Ужели он казался прежде мне
Столь величавым и прекрасным?
Что ж видел в нем безумец молодой?
Кого любил, к чему стремился?
Кого ж, кого возвышенной мечтой
Боготворить не постыдился?{34}
Теперь Пушкин подводил другой итог – не жизни, а достигнутой им славы. Весь «Памятник» – как бы один подавленный вздох. И этот пленительный кумир оказался безобразным скелетом; вот кости лица скалятся дьявольской насмешкой: он издевается над ожиданием! В юности Пушкин без сомнения мечтал о славе; теперь, обретенная, она ужасает его. Он проклинает ее, как в том наброске – жизнь; в черновой того наброска был стих: «Чего искал, то ненавижу»{35}.
Я утверждаю, что лишь при таком понимании первых четырех строф становится понятной пятая, последняя строфа «Памятника», совершенно бессмысленная в традиционном истолковании пьесы, хотя комментаторы наперекор здравому смыслу объявляют ее естественным заключением пьесы. Ее смысл – смирение пред обидой. Поэт как бы подавляет свой невольный вздох. Горька обида, но таков роковой закон – «Божье веление»; покорись Божьей воле: вот что говорит эта строфа. Пушкин написал первоначально: «Призванью своему, о Муза, будь послушна», то есть иди своим путем наперекор обиде, – потом изменил этот стих, сообразно всему замыслу стихотворения, дав ему не положительный смысл призыва, а отрицательный смысл покорности, смирения:
Веленью Божию, о Муза, будь послушна,
Обиды не страшась, не требуя венца;
Хвалу и клевету приемли равнодушно,
И не оспоривай глупца.
Хвала толпы и клевета ее – одной цены: обе равно ничтожны. И не силься опровергать клевету, то есть объяснять толпе ее ошибку. Пушкин в прежние годы не раз пытался «оспаривать глупца» относительно подлинной ценности искусства, – потому что только об этом об одном идет здесь речь; теперь он признает эти попытки тщетными и ненужными: так устроено высшей волею.

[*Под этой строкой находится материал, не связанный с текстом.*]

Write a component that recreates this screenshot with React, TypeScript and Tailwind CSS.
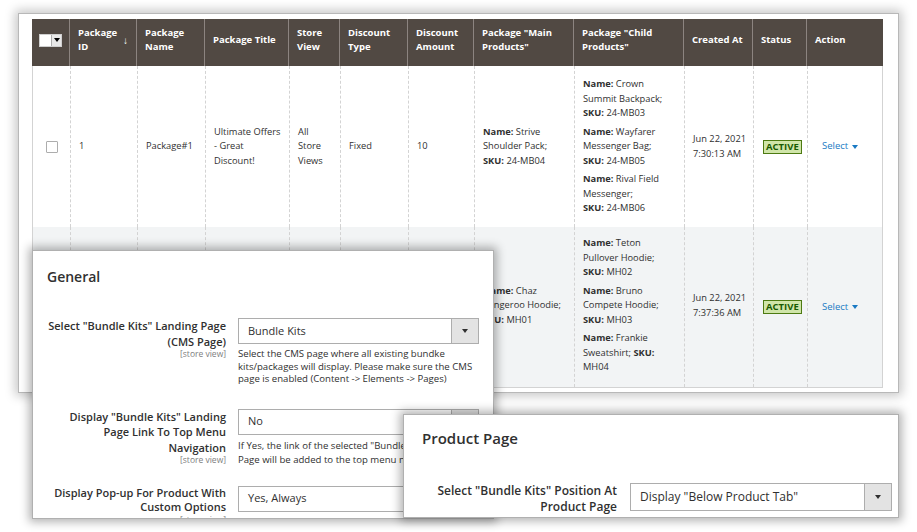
import React from "react";

const cols =
  "grid grid-cols-[38px_67px_68px_84px_51px_68px_66px_100px_110px_69px_54px_76px]";

function HCell({ children, last }: { children?: React.ReactNode; last?: boolean }) {
  return (
    <div
      className={`flex items-center px-[8px] pb-[6px] text-[9.5px] font-bold leading-[14px] text-white ${
        last ? "" : "border-r border-[#8c8480]"
      }`}
    >
      {children}
    </div>
  );
}

function BCell({
  children,
  last,
  extra = "",
}: {
  children?: React.ReactNode;
  last?: boolean;
  extra?: string;
}) {
  return (
    <div
      className={`flex items-center whitespace-nowrap px-[8px] text-[9.3px] leading-[14.5px] text-[#303030] ${
        last ? "" : "border-r border-dashed border-[#d3d3d3]"
      } ${extra}`}
    >
      {children}
    </div>
  );
}

function Tri({ color = "#303030" }: { color?: string }) {
  return (
    <span
      className="inline-block h-0 w-0 border-x-[3px] border-t-[4px] border-x-transparent"
      style={{ borderTopColor: color }}
    />
  );
}

function Badge() {
  return (
    <span className="border border-[#4d7a12] bg-[#d0e5a9] px-[2px] text-[9.5px] font-bold leading-[12px] text-[#185b00]">
      ACTIVE
    </span>
  );
}

function SelectLink() {
  return (
    <span className="flex items-center gap-[4px] text-[9.5px] text-[#1979c3]">
      Select
      <Tri color="#1979c3" />
    </span>
  );
}

function Group({ children }: { children: React.ReactNode }) {
  return <div>{children}</div>;
}

function Sel({
  value,
  h,
  fs,
}: {
  value: string;
  h: string;
  fs: string;
}) {
  return (
    <div className={`flex w-full border border-[#adadad] bg-white ${h}`}>
      <div className={`flex flex-1 items-center pl-[9px] text-[#303030] ${fs}`}>{value}</div>
      <div className="flex w-[27px] items-center justify-center border-l border-[#adadad] bg-[#e3e3e3]">
        <Tri />
      </div>
    </div>
  );
}

export default function App() {
  return (
    <div className="relative h-[532px] w-[917px] overflow-hidden bg-white pl-[19px] pt-[14px] font-['Open_Sans','Liberation_Sans',sans-serif]">
      {/* Grid card */}
      <div className="h-[378px] w-[879px] bg-white pl-[13px] pt-[5px] shadow-[0_0_0_1px_#b8b8b8,0_0_10px_4px_rgba(0,0,0,0.22)]">
        <div className="w-[851px]">
          {/* header */}
          <div className={`${cols} h-[47px] bg-[#514943]`}>
            <div className="flex items-center border-r border-[#8c8480] pb-[5px] pl-[7px]">
              <div className="flex h-[13px] border border-[#cfcfcf] bg-white">
                <div className="w-[11px] bg-white" />
                <div className="flex w-[10px] items-center justify-center border-l border-[#adadad] bg-[#e8e8e8]">
                  <Tri color="#000" />
                </div>
              </div>
            </div>
            <HCell>
              <div className="flex w-full items-center justify-between">
                <span>
                  Package
                  <br />
                  ID
                </span>
                <span className="text-[10px]">↓</span>
              </div>
            </HCell>
            <HCell>
              <span>
                Package
                <br />
                Name
              </span>
            </HCell>
            <HCell>Package Title</HCell>
            <HCell>
              <span>
                Store
                <br />
                View
              </span>
            </HCell>
            <HCell>
              <span>
                Discount
                <br />
                Type
              </span>
            </HCell>
            <HCell>
              <span>
                Discount
                <br />
                Amount
              </span>
            </HCell>
            <HCell>
              <span>
                Package "Main
                <br />
                Products"
              </span>
            </HCell>
            <HCell>
              <span>
                Package "Child
                <br />
                Products"
              </span>
            </HCell>
            <HCell>Created At</HCell>
            <HCell>Status</HCell>
            <HCell last>Action</HCell>
          </div>

          <div className="border-x border-b border-[#d3d3d3]">
            {/* row 1 */}
            <div className={`${cols} h-[161px] bg-white`}>
              <BCell extra="justify-center px-0">
                <span className="h-[12px] w-[12px] rounded-[1px] border border-[#adadad] bg-white" />
              </BCell>
              <BCell>1</BCell>
              <BCell>Package#1</BCell>
              <BCell>
                <span>
                  Ultimate Offers
                  <br />- Great
                  <br />
                  Discount!
                </span>
              </BCell>
              <BCell>
                <span>
                  All
                  <br />
                  Store
                  <br />
                  Views
                </span>
              </BCell>
              <BCell>Fixed</BCell>
              <BCell>10</BCell>
              <BCell>
                <span>
                  <b className="font-bold">Name:</b> Strive
                  <br />
                  Shoulder Pack;
                  <br />
                  <b className="font-bold">SKU:</b> 24-MB04
                </span>
              </BCell>
              <BCell>
                <div className="flex flex-col gap-[4px]">
                  <Group>
                    <b className="font-bold">Name:</b> Crown
                    <br />
                    Summit Backpack;
                    <br />
                    <b className="font-bold">SKU:</b> 24-MB03
                  </Group>
                  <Group>
                    <b className="font-bold">Name:</b> Wayfarer
                    <br />
                    Messenger Bag;
                    <br />
                    <b className="font-bold">SKU:</b> 24-MB05
                  </Group>
                  <Group>
                    <b className="font-bold">Name:</b> Rival Field
                    <br />
                    Messenger;
                    <br />
                    <b className="font-bold">SKU:</b> 24-MB06
                  </Group>
                </div>
              </BCell>
              <BCell>
                <span>
                  Jun 22, 2021
                  <br />
                  7:30:13 AM
                </span>
              </BCell>
              <BCell extra="pl-[9px]">
                <Badge />
              </BCell>
              <BCell last extra="pl-[14px]">
                <SelectLink />
              </BCell>
            </div>

            {/* row 2 */}
            <div className={`${cols} h-[160px] bg-[#f2f4f5]`}>
              <BCell extra="justify-center px-0">
                <span className="h-[12px] w-[12px] rounded-[1px] border border-[#adadad] bg-white" />
              </BCell>
              <BCell />
              <BCell />
              <BCell />
              <BCell />
              <BCell />
              <BCell />
              <BCell>
                <span className="-mt-[3px]">
                  <b className="font-bold">Name:</b> Chaz
                  <br />
                  Kangeroo Hoodie;
                  <br />
                  <b className="font-bold">SKU:</b> MH01
                </span>
              </BCell>
              <BCell>
                <div className="-mt-[3px] flex flex-col gap-[4px]">
                  <Group>
                    <b className="font-bold">Name:</b> Teton
                    <br />
                    Pullover Hoodie;
                    <br />
                    <b className="font-bold">SKU:</b> MH02
                  </Group>
                  <Group>
                    <b className="font-bold">Name:</b> Bruno
                    <br />
                    Compete Hoodie;
                    <br />
                    <b className="font-bold">SKU:</b> MH03
                  </Group>
                  <Group>
                    <b className="font-bold">Name:</b> Frankie
                    <br />
                    Sweatshirt; <b className="font-bold">SKU:</b>
                    <br />
                    MH04
                  </Group>
                </div>
              </BCell>
              <BCell>
                <span className="-mt-[3px]">
                  Jun 22, 2021
                  <br />
                  7:37:36 AM
                </span>
              </BCell>
              <BCell extra="pl-[9px]">
                <Badge />
              </BCell>
              <BCell last extra="pl-[14px]">
                <SelectLink />
              </BCell>
            </div>
          </div>
        </div>
      </div>

      {/* General panel */}
      <div className="absolute left-[33px] top-[251px] h-[267px] w-[460px] overflow-hidden bg-white pl-[14px] pt-[16px] shadow-[0_0_0_1px_#b0b0b0,0_0_9px_4px_rgba(0,0,0,0.3)]">
        <div className="text-[14px] font-semibold leading-[20px] text-[#303030]">General</div>

        <div className="mt-[31px] flex items-start gap-[12px]">
          <div className="w-[179px] whitespace-nowrap text-right">
            <div className="text-[11px] font-semibold leading-[15.5px] text-[#303030]">
              Select "Bundle Kits" Landing Page
              <br />
              (CMS Page)
            </div>
            <div className="text-[8.5px] leading-[9px] text-[#808080]">[store view]</div>
          </div>
          <div className="w-[241px]">
            <Sel value="Bundle Kits" h="h-[26px]" fs="text-[11px]" />
            <div className="mt-[4px] whitespace-nowrap text-[9.6px] leading-[12.5px] text-[#303030]">
              Select the CMS page where all existing bundke
              <br />
              kits/packages will display. Please make sure the CMS
              <br />
              page is enabled (Content -&gt; Elements -&gt; Pages)
            </div>
          </div>
        </div>

        <div className="mt-[23px] flex items-start gap-[12px]">
          <div className="w-[179px] whitespace-nowrap text-right">
            <div className="text-[11px] font-semibold leading-[15.5px] text-[#303030]">
              Display "Bundle Kits" Landing
              <br />
              Page Link To Top Menu
              <br />
              Navigation
            </div>
            <div className="text-[8.5px] leading-[9px] text-[#808080]">[store view]</div>
          </div>
          <div className="w-[241px]">
            <Sel value="No" h="h-[26px]" fs="text-[11px]" />
            <div className="mt-[4px] whitespace-nowrap text-[9.6px] leading-[14px] text-[#303030]">
              If Yes, the link of the selected "Bundle Kits" Landing
              <br />
              Page will be added to the top menu navigation.
            </div>
          </div>
        </div>

        <div className="mt-[19px] flex items-start gap-[12px]">
          <div className="w-[179px] whitespace-nowrap text-right">
            <div className="text-[11px] font-semibold leading-[14.5px] text-[#303030]">
              Display Pop-up For Product With
              <br />
              Custom Options
            </div>
            <div className="text-[8.5px] leading-[9px] text-[#808080]">[store view]</div>
          </div>
          <div className="w-[241px]">
            <Sel value="Yes, Always" h="h-[26px]" fs="text-[11px]" />
            <div className="mt-[4px] whitespace-nowrap text-[9.6px] leading-[12.5px] text-[#303030]">
              Choose when the popup will display for products
            </div>
          </div>
        </div>
      </div>

      {/* Product Page panel */}
      <div className="absolute left-[404px] top-[415px] h-[102px] w-[494px] overflow-hidden bg-white pl-[18px] pt-[13px] shadow-[0_0_0_1px_#b0b0b0,0_0_9px_4px_rgba(0,0,0,0.3)]">
        <div className="text-[15px] font-semibold leading-[20px] text-[#303030]">Product Page</div>
        <div className="mt-[35px] flex items-start gap-[13px]">
          <div className="w-[195px] whitespace-nowrap text-right text-[12px] font-semibold leading-[16px] text-[#303030]">
            Select "Bundle Kits" Position At
            <br />
            Product Page
          </div>
          <div className="w-[262px]">
            <Sel value={'Display "Below Product Tab"'} h="h-[28px]" fs="text-[12px]" />
          </div>
        </div>
      </div>
    </div>
  );
}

В частности, только при таком понимании объясняются и те две замены в рукописи – во-первых, стих:
И долго буду тем любезен я народу,
Что звуки новые для песен я обрел.
Пушкин отверг эту строку, потому что она приписывала народу такое суждение о поэзии, до которого он едва ли способен возвыситься: он видит и ценит в поэзии гораздо более деловые ценности – «Что чувства добрые я лирой пробуждал». Вторая замена – чисто формальная: «Что вслед Радищеву восславил я свободу». Это суждение подходит народу, только Пушкин предпочел потом выразить его в более общей форме. Но как могли комментаторы влагать этот стих в уста самого Пушкина при его достаточно известном отрицательном отношении к Радищеву{36}, – этого нельзя объяснить. Впрочем, я приведу ниже те доводы, которыми они ухитрялись обходить это затруднение.